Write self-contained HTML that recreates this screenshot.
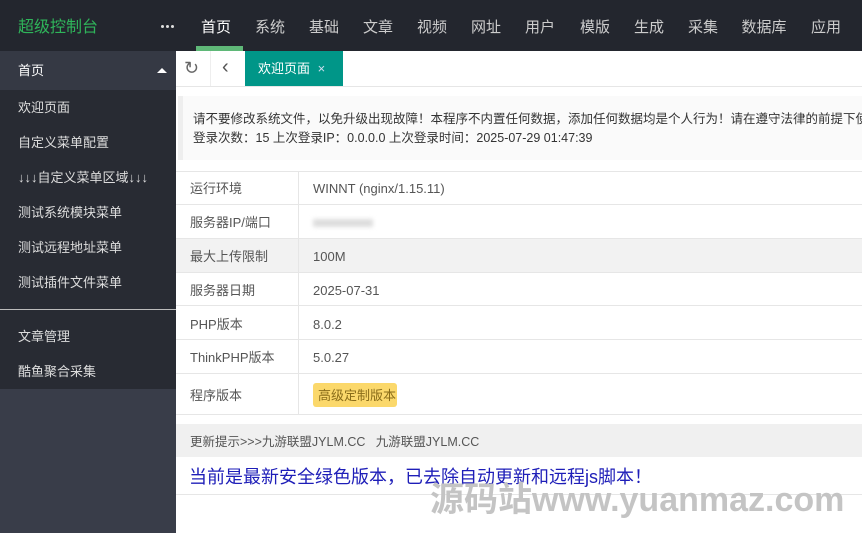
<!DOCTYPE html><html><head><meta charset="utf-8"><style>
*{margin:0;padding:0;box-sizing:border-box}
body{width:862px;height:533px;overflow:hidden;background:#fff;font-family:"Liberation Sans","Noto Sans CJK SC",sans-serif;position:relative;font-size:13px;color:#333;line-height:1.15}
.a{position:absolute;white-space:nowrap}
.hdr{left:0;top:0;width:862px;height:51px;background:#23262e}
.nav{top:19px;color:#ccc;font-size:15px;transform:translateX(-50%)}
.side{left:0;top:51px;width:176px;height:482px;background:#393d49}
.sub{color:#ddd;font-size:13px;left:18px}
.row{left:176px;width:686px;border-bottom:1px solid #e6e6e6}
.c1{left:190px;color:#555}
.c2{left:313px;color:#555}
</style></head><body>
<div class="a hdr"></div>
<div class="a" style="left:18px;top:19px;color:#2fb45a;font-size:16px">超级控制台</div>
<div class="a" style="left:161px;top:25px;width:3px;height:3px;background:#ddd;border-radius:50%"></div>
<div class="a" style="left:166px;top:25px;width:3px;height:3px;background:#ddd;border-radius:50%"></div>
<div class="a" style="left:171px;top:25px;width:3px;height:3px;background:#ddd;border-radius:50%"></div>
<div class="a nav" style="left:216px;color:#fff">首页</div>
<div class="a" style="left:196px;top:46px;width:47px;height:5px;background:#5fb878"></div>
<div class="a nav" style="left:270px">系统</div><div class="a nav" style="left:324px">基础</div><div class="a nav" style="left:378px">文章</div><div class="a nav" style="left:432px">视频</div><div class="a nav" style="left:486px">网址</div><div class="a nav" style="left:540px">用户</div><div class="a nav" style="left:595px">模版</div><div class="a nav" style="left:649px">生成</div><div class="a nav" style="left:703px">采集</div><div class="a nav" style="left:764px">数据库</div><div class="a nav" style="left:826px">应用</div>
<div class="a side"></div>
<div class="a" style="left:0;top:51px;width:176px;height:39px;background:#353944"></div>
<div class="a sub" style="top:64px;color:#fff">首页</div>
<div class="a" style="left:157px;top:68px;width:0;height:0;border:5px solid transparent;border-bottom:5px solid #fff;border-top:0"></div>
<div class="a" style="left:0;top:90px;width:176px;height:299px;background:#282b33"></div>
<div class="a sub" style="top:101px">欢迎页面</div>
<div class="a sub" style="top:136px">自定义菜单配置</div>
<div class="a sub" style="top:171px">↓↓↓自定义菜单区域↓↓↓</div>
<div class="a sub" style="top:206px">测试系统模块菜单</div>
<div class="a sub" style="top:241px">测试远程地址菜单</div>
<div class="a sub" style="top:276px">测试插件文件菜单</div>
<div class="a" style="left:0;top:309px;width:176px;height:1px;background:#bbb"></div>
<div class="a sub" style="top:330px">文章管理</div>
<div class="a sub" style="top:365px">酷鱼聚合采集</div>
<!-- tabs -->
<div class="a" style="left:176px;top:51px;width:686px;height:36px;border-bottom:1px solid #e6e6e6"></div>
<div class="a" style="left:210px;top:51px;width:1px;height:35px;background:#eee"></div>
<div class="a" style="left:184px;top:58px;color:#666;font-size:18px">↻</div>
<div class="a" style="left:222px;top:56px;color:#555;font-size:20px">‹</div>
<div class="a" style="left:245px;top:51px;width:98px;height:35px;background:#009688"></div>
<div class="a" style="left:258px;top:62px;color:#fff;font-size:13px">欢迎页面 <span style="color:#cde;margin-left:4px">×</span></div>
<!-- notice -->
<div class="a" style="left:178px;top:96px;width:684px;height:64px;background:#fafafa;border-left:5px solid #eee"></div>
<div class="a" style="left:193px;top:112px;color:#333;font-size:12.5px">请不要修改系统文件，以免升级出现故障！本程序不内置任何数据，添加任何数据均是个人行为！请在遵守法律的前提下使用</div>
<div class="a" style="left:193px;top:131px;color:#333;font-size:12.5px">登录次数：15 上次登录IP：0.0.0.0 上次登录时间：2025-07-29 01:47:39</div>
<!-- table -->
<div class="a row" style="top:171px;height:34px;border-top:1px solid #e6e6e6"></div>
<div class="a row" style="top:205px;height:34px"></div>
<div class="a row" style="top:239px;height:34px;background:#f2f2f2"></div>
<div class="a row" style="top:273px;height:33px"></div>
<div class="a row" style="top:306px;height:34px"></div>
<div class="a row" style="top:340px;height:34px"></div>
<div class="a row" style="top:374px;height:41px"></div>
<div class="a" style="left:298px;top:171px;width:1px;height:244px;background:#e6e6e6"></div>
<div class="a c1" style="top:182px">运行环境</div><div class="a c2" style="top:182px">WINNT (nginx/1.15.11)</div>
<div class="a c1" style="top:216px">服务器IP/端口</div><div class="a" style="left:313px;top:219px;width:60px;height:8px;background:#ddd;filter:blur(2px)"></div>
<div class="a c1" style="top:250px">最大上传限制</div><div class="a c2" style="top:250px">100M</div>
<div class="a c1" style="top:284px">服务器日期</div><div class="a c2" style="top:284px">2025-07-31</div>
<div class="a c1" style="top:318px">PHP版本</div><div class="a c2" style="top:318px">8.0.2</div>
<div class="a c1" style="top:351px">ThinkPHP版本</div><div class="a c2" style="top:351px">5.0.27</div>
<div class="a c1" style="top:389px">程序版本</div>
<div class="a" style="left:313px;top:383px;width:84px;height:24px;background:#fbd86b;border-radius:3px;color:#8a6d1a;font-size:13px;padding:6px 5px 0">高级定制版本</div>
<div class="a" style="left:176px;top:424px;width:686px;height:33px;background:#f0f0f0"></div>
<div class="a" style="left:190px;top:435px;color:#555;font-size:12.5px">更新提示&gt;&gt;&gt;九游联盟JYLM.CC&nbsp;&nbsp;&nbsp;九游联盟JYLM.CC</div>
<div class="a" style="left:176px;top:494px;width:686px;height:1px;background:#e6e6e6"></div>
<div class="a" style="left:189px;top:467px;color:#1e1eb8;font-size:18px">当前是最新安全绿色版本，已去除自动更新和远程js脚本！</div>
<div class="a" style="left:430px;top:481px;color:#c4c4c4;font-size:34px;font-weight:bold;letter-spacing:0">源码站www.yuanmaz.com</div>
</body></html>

● ● ●

● Task to complete: Reproduce the listing above exactly, excluding all pictures.

● Output below:
Write self-contained HTML that recreates this screenshot.
<!DOCTYPE html><html><head><meta charset="utf-8"><style>
*{margin:0;padding:0;box-sizing:border-box}
body{width:862px;height:533px;overflow:hidden;background:#fff;font-family:"Liberation Sans","Noto Sans CJK SC",sans-serif;position:relative;font-size:13px;color:#333;line-height:1.15}
.a{position:absolute;white-space:nowrap}
.hdr{left:0;top:0;width:862px;height:51px;background:#23262e}
.nav{top:19px;color:#ccc;font-size:15px;transform:translateX(-50%)}
.side{left:0;top:51px;width:176px;height:482px;background:#393d49}
.sub{color:#ddd;font-size:13px;left:18px}
.row{left:176px;width:686px;border-bottom:1px solid #e6e6e6}
.c1{left:190px;color:#555}
.c2{left:313px;color:#555}
</style></head><body>
<div class="a hdr"></div>
<div class="a" style="left:18px;top:19px;color:#2fb45a;font-size:16px">超级控制台</div>
<div class="a" style="left:161px;top:25px;width:3px;height:3px;background:#ddd;border-radius:50%"></div>
<div class="a" style="left:166px;top:25px;width:3px;height:3px;background:#ddd;border-radius:50%"></div>
<div class="a" style="left:171px;top:25px;width:3px;height:3px;background:#ddd;border-radius:50%"></div>
<div class="a nav" style="left:216px;color:#fff">首页</div>
<div class="a" style="left:196px;top:46px;width:47px;height:5px;background:#5fb878"></div>
<div class="a nav" style="left:270px">系统</div><div class="a nav" style="left:324px">基础</div><div class="a nav" style="left:378px">文章</div><div class="a nav" style="left:432px">视频</div><div class="a nav" style="left:486px">网址</div><div class="a nav" style="left:540px">用户</div><div class="a nav" style="left:595px">模版</div><div class="a nav" style="left:649px">生成</div><div class="a nav" style="left:703px">采集</div><div class="a nav" style="left:764px">数据库</div><div class="a nav" style="left:826px">应用</div>
<div class="a side"></div>
<div class="a" style="left:0;top:51px;width:176px;height:39px;background:#353944"></div>
<div class="a sub" style="top:64px;color:#fff">首页</div>
<div class="a" style="left:157px;top:68px;width:0;height:0;border:5px solid transparent;border-bottom:5px solid #fff;border-top:0"></div>
<div class="a" style="left:0;top:90px;width:176px;height:299px;background:#282b33"></div>
<div class="a sub" style="top:101px">欢迎页面</div>
<div class="a sub" style="top:136px">自定义菜单配置</div>
<div class="a sub" style="top:171px">↓↓↓自定义菜单区域↓↓↓</div>
<div class="a sub" style="top:206px">测试系统模块菜单</div>
<div class="a sub" style="top:241px">测试远程地址菜单</div>
<div class="a sub" style="top:276px">测试插件文件菜单</div>
<div class="a" style="left:0;top:309px;width:176px;height:1px;background:#bbb"></div>
<div class="a sub" style="top:330px">文章管理</div>
<div class="a sub" style="top:365px">酷鱼聚合采集</div>
<!-- tabs -->
<div class="a" style="left:176px;top:51px;width:686px;height:36px;border-bottom:1px solid #e6e6e6"></div>
<div class="a" style="left:210px;top:51px;width:1px;height:35px;background:#eee"></div>
<div class="a" style="left:184px;top:58px;color:#666;font-size:18px">↻</div>
<div class="a" style="left:222px;top:56px;color:#555;font-size:20px">‹</div>
<div class="a" style="left:245px;top:51px;width:98px;height:35px;background:#009688"></div>
<div class="a" style="left:258px;top:62px;color:#fff;font-size:13px">欢迎页面 <span style="color:#cde;margin-left:4px">×</span></div>
<!-- notice -->
<div class="a" style="left:178px;top:96px;width:684px;height:64px;background:#fafafa;border-left:5px solid #eee"></div>
<div class="a" style="left:193px;top:112px;color:#333;font-size:12.5px">请不要修改系统文件，以免升级出现故障！本程序不内置任何数据，添加任何数据均是个人行为！请在遵守法律的前提下使用</div>
<div class="a" style="left:193px;top:131px;color:#333;font-size:12.5px">登录次数：15 上次登录IP：0.0.0.0 上次登录时间：2025-07-29 01:47:39</div>
<!-- table -->
<div class="a row" style="top:171px;height:34px;border-top:1px solid #e6e6e6"></div>
<div class="a row" style="top:205px;height:34px"></div>
<div class="a row" style="top:239px;height:34px;background:#f2f2f2"></div>
<div class="a row" style="top:273px;height:33px"></div>
<div class="a row" style="top:306px;height:34px"></div>
<div class="a row" style="top:340px;height:34px"></div>
<div class="a row" style="top:374px;height:41px"></div>
<div class="a" style="left:298px;top:171px;width:1px;height:244px;background:#e6e6e6"></div>
<div class="a c1" style="top:182px">运行环境</div><div class="a c2" style="top:182px">WINNT (nginx/1.15.11)</div>
<div class="a c1" style="top:216px">服务器IP/端口</div><div class="a" style="left:313px;top:219px;width:60px;height:8px;background:#ddd;filter:blur(2px)"></div>
<div class="a c1" style="top:250px">最大上传限制</div><div class="a c2" style="top:250px">100M</div>
<div class="a c1" style="top:284px">服务器日期</div><div class="a c2" style="top:284px">2025-07-31</div>
<div class="a c1" style="top:318px">PHP版本</div><div class="a c2" style="top:318px">8.0.2</div>
<div class="a c1" style="top:351px">ThinkPHP版本</div><div class="a c2" style="top:351px">5.0.27</div>
<div class="a c1" style="top:389px">程序版本</div>
<div class="a" style="left:313px;top:383px;width:84px;height:24px;background:#fbd86b;border-radius:3px;color:#8a6d1a;font-size:13px;padding:6px 5px 0">高级定制版本</div>
<div class="a" style="left:176px;top:424px;width:686px;height:33px;background:#f0f0f0"></div>
<div class="a" style="left:190px;top:435px;color:#555;font-size:12.5px">更新提示&gt;&gt;&gt;九游联盟JYLM.CC&nbsp;&nbsp;&nbsp;九游联盟JYLM.CC</div>
<div class="a" style="left:176px;top:494px;width:686px;height:1px;background:#e6e6e6"></div>
<div class="a" style="left:189px;top:467px;color:#1e1eb8;font-size:18px">当前是最新安全绿色版本，已去除自动更新和远程js脚本！</div>
<div class="a" style="left:430px;top:481px;color:#c4c4c4;font-size:34px;font-weight:bold;letter-spacing:0">源码站www.yuanmaz.com</div>
</body></html>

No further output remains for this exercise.